Nobody new much about Just Greg, so we handcuffed him to CLIT at the start of trail, so she could get the goods on him. He’s from New York, majored in linguistics at University of Maryland, and now designs websites for Street Sense, the newspaper published and sold by the homeless. Just Greg likes to have sex
doggy style, with goats, but he didn’t give Red Vag the bruise on her back, because his wife, whose name is Cleveland Rain (at least it’s not Detroit!) wouldn’t approve of that. Yup, he’s married, which means he never gets laid, and explains so much about why no one knew anything about him before Thursday night. Just Greg lost his virginity in a student lounge at Maryland, and used a condom from a vending machine. He has also had sex in a Swedish sauna. While trying to help some Gallaudet students carry their liquor purchases, he dropped a keg.
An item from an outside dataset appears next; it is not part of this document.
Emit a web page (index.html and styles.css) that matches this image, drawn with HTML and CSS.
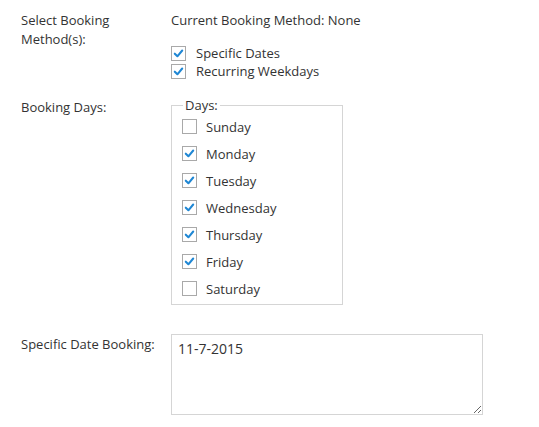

What’s sign language for, “Ow, my foot!?” Last but not least, Just Greg’s favorite STD is the clap, because “it sounds funny.”
Naming Suggestions (that didn’t suck) were:
Helen Smell ‘Er
Clap On Clap Off
In the end, the pack found the combination of gay jokes and deaf jokes irresistible and named him Queering Aid.
We proceeded to the on-on-on, drank cheap beer, and tried to get laid.